Agency's work has 'leveled off'
"We've been working with JWT creatively for about five and a half years, which is a long time in the agency world," the spokesman said. "They've done some great work for us, but in the last year and a half or so, it has leveled off and hasn't been as productive for us as we would like. We've decided together to part company, as both of us could do better focusing on something else." He said the fact that the marketer is retaining JWT and MindShare on its roster "is a clear indication things are very amicable."
Insiders at JWT confirmed the split was amicable and said they were proud to have helped build the business twofold in the time the agency has worked for the pizza chain. However, the insiders also said the two companies no longer see eye to eye about what is best creatively for the Domino's brand.
The marketer hasn't finalized plans for how it will conduct the review or which agencies will be invited to participate.
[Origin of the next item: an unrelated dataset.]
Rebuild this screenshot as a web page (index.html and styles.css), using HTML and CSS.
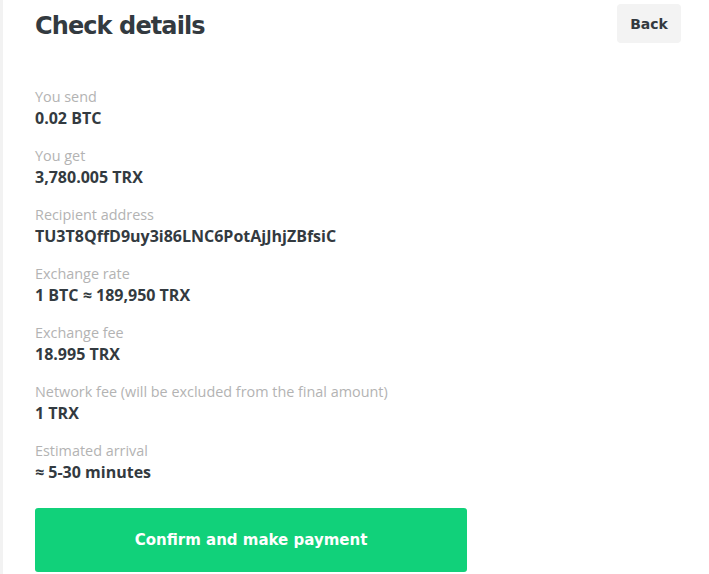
FILE: index.html
```html
<!DOCTYPE html>
<html>
<head>
<meta charset="utf-8">
<link rel="stylesheet" href="styles.css">
</head>
<body>
<div class="page">
  <div class="header">
    <h1 class="title">Check details</h1>
    <button class="back">Back</button>
  </div>
  <div class="fields">
    <div class="field">
      <div class="label">You send</div>
      <div class="value">0.02 BTC</div>
    </div>
    <div class="field">
      <div class="label">You get</div>
      <div class="value">3,780.005 TRX</div>
    </div>
    <div class="field">
      <div class="label">Recipient address</div>
      <div class="value">TU3T8QffD9uy3i86LNC6PotAjJhjZBfsiC</div>
    </div>
    <div class="field">
      <div class="label">Exchange rate</div>
      <div class="value">1 BTC ≈ 189,950 TRX</div>
    </div>
    <div class="field">
      <div class="label">Exchange fee</div>
      <div class="value">18.995 TRX</div>
    </div>
    <div class="field">
      <div class="label">Network fee (will be excluded from the final amount)</div>
      <div class="value">1 TRX</div>
    </div>
    <div class="field">
      <div class="label">Estimated arrival</div>
      <div class="value">≈ 5-30 minutes</div>
    </div>
  </div>
  <button class="confirm">Confirm and make payment</button>
</div>
</body>
</html>
```
FILE: styles.css
```css
html, body {
  margin: 0;
  padding: 0;
  background: #ffffff;
}
body {
  font-family: "Open Sans", "Liberation Sans", sans-serif;
}
.page {
  border-left: 3px solid #f2f2f2;
  min-height: 574px;
  box-sizing: border-box;
  padding: 4px 28px 0 32px;
}
.header {
  display: flex;
  justify-content: space-between;
  align-items: flex-start;
}
.title {
  margin: 7px 0 0 0;
  font-family: "DejaVu Sans", sans-serif;
  font-weight: bold;
  font-size: 24px;
  line-height: 30px;
  letter-spacing: -0.9px;
  color: #333a40;
}
.back {
  width: 64px;
  height: 39px;
  border: none;
  border-radius: 4px;
  background: #f3f3f3;
  font-family: "DejaVu Sans", sans-serif;
  font-weight: 600;
  font-size: 14px;
  color: #333a40;
  padding: 0;
}
.fields {
  display: flex;
  flex-direction: column;
  gap: 17px;
  margin-top: 44px;
}
.label {
  font-size: 14.4px;
  line-height: 20px;
  color: #b3b3b3;
}
.value {
  font-size: 16px;
  line-height: 22px;
  font-weight: bold;
  color: #333a40;
}
.confirm {
  display: block;
  margin-top: 25px;
  width: 432px;
  height: 64px;
  border: none;
  border-radius: 3px;
  background: #11d17a;
  color: #ffffff;
  font-family: "DejaVu Sans", sans-serif;
  font-weight: bold;
  font-size: 15px;
  padding: 0;
}
```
Struggling to retain share
Domino's has struggled to retain share in a hyper-competitive pizza market that is facing even more competition from supermarkets and other restaurant categories that have added takeout service in recent years. The marketer posted a 2.9% domestic same-store sales dip in the first quarter, largely on weak franchised stores, after dropping 4.1% in 2006. Sales are stronger outside the U.S. In the $28.5 billion industry, Domino's sales in 2006 were $3.2 billion, with 11% market share, down from 12% the year before.
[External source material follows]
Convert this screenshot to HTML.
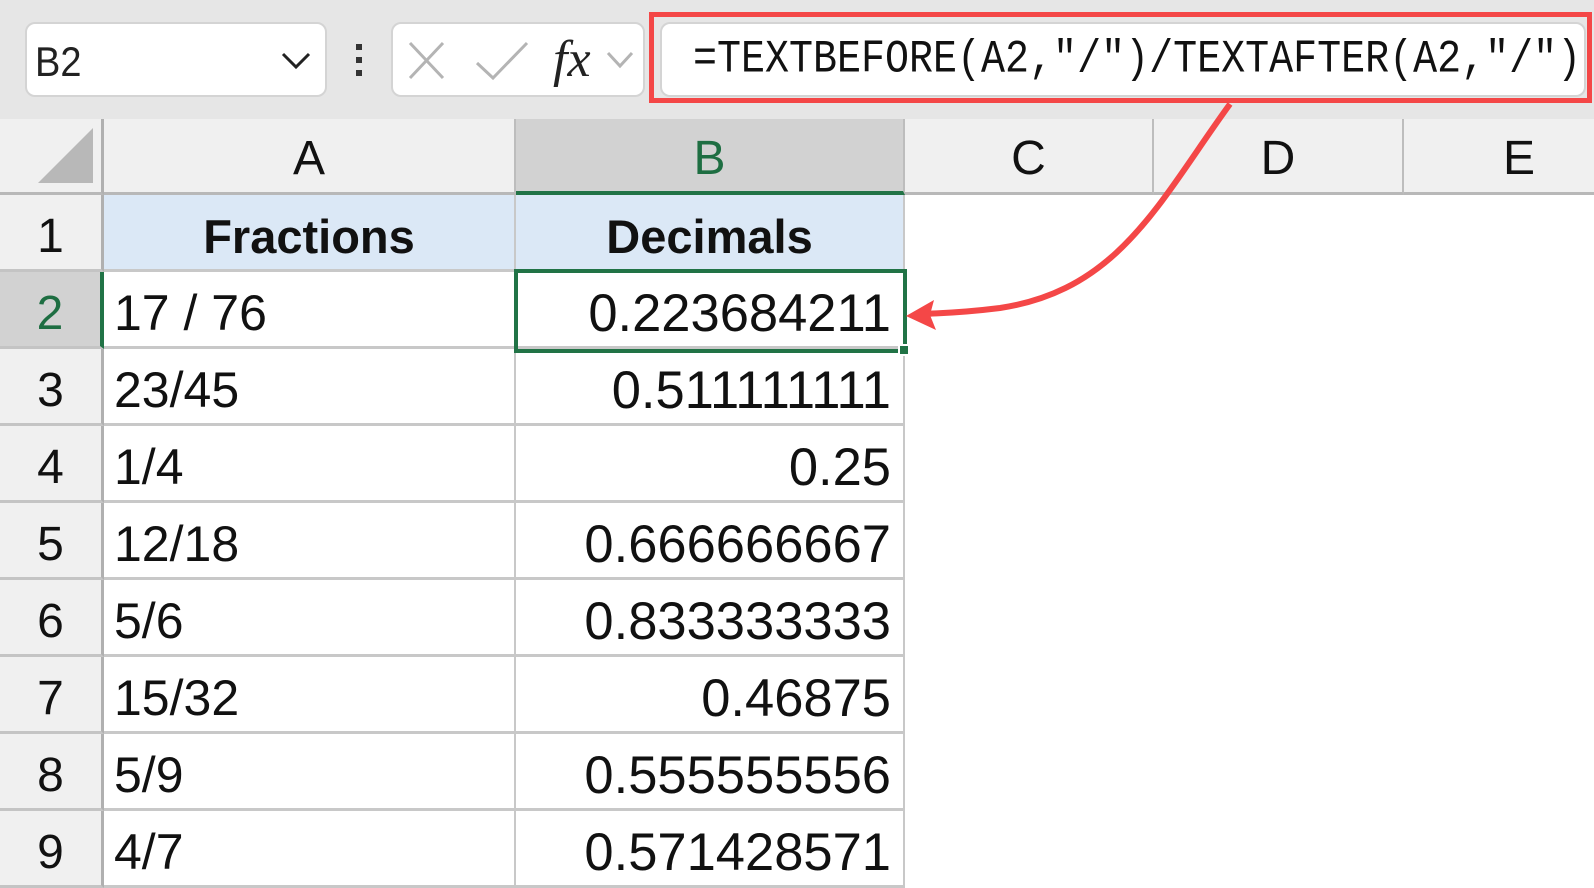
<!DOCTYPE html>
<html><head><meta charset="utf-8"><style>
*{margin:0;padding:0;box-sizing:border-box}
body{width:1594px;height:888px;overflow:hidden;background:#fff;position:relative;font-family:"Liberation Sans",sans-serif}
.abs{position:absolute}
.top{left:0;top:0;width:1594px;height:119px;background:#e6e6e6}
.box{background:#fff;border:2px solid #d4d4d4;border-radius:10px}
.hdr{background:#f0f0f0;border-right:2px solid #bdbdbd;border-bottom:3px solid #b8b8b8;display:flex;align-items:center;justify-content:center;font-size:48px;color:#111;padding-top:6px}
.rh{left:0;width:104px;background:#f0f0f0;border-bottom:3px solid #c4c4c4;border-right:3px solid #b0b0b0;display:flex;align-items:center;justify-content:center;font-size:48px;color:#111;padding-top:8px}
.c{border-right:2px solid #c8c8c8;border-bottom:3px solid #c8c8c8;display:flex;align-items:center;font-size:50px;color:#111;padding-top:8px}
.a{left:104px;width:412px;padding-left:10px}
.b{left:516px;width:389px;justify-content:flex-end;padding-right:12px;font-size:52.5px}
</style></head><body>
<div class="abs top"></div>
<div class="abs box" style="left:25px;top:22px;width:302px;height:75px"></div>
<div class="abs" style="left:35px;top:42px;font-size:38px;color:#222;transform:scaleY(1.1)">B2</div>
<svg class="abs" style="left:280px;top:50px" width="32" height="22"><path d="M3 4 L16 17 L29 4" stroke="#222" stroke-width="3" fill="none"/></svg>
<div class="abs" style="left:356px;top:44px;width:6px;height:6px;background:#333"></div>
<div class="abs" style="left:356px;top:57px;width:6px;height:6px;background:#333"></div>
<div class="abs" style="left:356px;top:70px;width:6px;height:6px;background:#333"></div>
<div class="abs box" style="left:391px;top:22px;width:254px;height:75px"></div>
<svg class="abs" style="left:405px;top:36px" width="230" height="54">
<path d="M5 7 L38 42 M38 7 L5 42" stroke="#b4b4b4" stroke-width="3" fill="none"/>
<path d="M72 27 L88 42 L122 7" stroke="#b4b4b4" stroke-width="3" fill="none"/>
<text x="148" y="40" font-family="Liberation Serif" font-style="italic" font-size="52" fill="#222">fx</text>
<path d="M203 17 L215 30 L227 17" stroke="#b4b4b4" stroke-width="3" fill="none"/>
</svg>
<div class="abs box" style="left:660px;top:22px;width:926px;height:75px;border-radius:10px"></div>
<div class="abs" style="left:649px;top:12px;width:943px;height:91px;border:5px solid #f44747"></div>
<div class="abs" style="left:693px;top:38px;font-family:'Liberation Mono',monospace;font-size:40px;color:#111;transform:scaleY(1.15);transform-origin:0 50%;white-space:pre">=TEXTBEFORE(A2,"/")/TEXTAFTER(A2,"/")</div>

<div class="abs" style="left:0;top:119px;width:104px;height:76px;background:#f0f0f0;border-right:3px solid #b0b0b0;border-bottom:3px solid #b8b8b8"></div>
<svg class="abs" style="left:38px;top:128px" width="56" height="56"><path d="M55 0 L55 55 L0 55 Z" fill="#b8b8b8"/></svg>
<div class="abs hdr" style="left:104px;top:119px;width:412px;height:76px">A</div>
<div class="abs hdr" style="left:516px;top:119px;width:389px;height:76px;background:#d2d2d2;color:#1e6e42;border-bottom:4px solid #217346">B</div>
<div class="abs hdr" style="left:905px;top:119px;width:249px;height:76px">C</div>
<div class="abs hdr" style="left:1154px;top:119px;width:250px;height:76px">D</div>
<div class="abs hdr" style="left:1404px;top:119px;width:200px;height:76px;border-right:none;padding-left:30px">E</div>

<div class="abs rh" style="top:195px;height:77px">1</div>
<div class="abs c a" style="top:195px;height:77px;background:#dbe8f6;justify-content:center;font-weight:bold;font-size:47px;padding-left:0;padding-right:0">Fractions</div>
<div class="abs c b" style="top:195px;height:77px;background:#dbe8f6;justify-content:center;font-weight:bold;font-size:47px;padding-right:0">Decimals</div>

<div class="abs rh" style="top:272px;height:77px;background:#d2d2d2;color:#1e6e42;border-right:4px solid #217346">2</div>
<div class="abs c a" style="top:272px;height:77px">17 / 76</div>
<div class="abs c b" style="top:272px;height:77px">0.223684211</div>

<div class="abs rh" style="top:349px;height:77px">3</div>
<div class="abs c a" style="top:349px;height:77px">23/45</div>
<div class="abs c b" style="top:349px;height:77px">0.511111111</div>

<div class="abs rh" style="top:426px;height:77px">4</div>
<div class="abs c a" style="top:426px;height:77px">1/4</div>
<div class="abs c b" style="top:426px;height:77px">0.25</div>

<div class="abs rh" style="top:503px;height:77px">5</div>
<div class="abs c a" style="top:503px;height:77px">12/18</div>
<div class="abs c b" style="top:503px;height:77px">0.666666667</div>

<div class="abs rh" style="top:580px;height:77px">6</div>
<div class="abs c a" style="top:580px;height:77px">5/6</div>
<div class="abs c b" style="top:580px;height:77px">0.833333333</div>

<div class="abs rh" style="top:657px;height:77px">7</div>
<div class="abs c a" style="top:657px;height:77px">15/32</div>
<div class="abs c b" style="top:657px;height:77px">0.46875</div>

<div class="abs rh" style="top:734px;height:77px">8</div>
<div class="abs c a" style="top:734px;height:77px">5/9</div>
<div class="abs c b" style="top:734px;height:77px">0.555555556</div>

<div class="abs rh" style="top:811px;height:77px">9</div>
<div class="abs c a" style="top:811px;height:77px">4/7</div>
<div class="abs c b" style="top:811px;height:77px">0.571428571</div>

<div class="abs" style="left:514px;top:269px;width:393px;height:84px;border:4px solid #217346"></div>
<div class="abs" style="left:898px;top:344px;width:12px;height:12px;background:#217346;border:2px solid #fff"></div>

<svg class="abs" style="left:0;top:0" width="1594" height="888">
<path d="M1230 104 C1160 200, 1120 290, 1000 308 C960 313, 940 313, 925 314" stroke="#f44747" stroke-width="6" fill="none"/>
<path d="M906 316 L934 300 L930 315 L936 330 Z" fill="#f44747"/>
</svg>
</body></html>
Meanwhile, sales at category leader Yum Brands' Pizza Hut have improved, as have those of No. 3 Papa John's, and growth has surged among the smaller players such as Little Caesar's and Cici's Pizza.
With Papa John's positioned among the big three as more "gourmet," while Pizza Hut and Domino's compete on value, Domino's is losing in basic blocking and tackling against Pizza Hut and independents.
Recently, Domino's began offering choices of toppings, crusts and sauces, a variety already offered by other players.
Popularity of pizza
"Pizza really does have stiff competition from independents who do a good job locally and in the neighborhoods," said Darren Tristano, exec VP, Technomic, noting that the category grew only 2.9% in 2006 on growth of 1.7% in 2005. "A big part of that is pricing. It's definitely become a tug of war for traffic."
"Pizza has been traditionally the delivered product, and with all major chains going to takeout, there's a lot more variety in what you can order to bring home and consume," he said. "It's not really to-go -- it's food purchased at restaurants and consumed at home, when pizza really owned that space years ago. Now were seeing everybody get into it."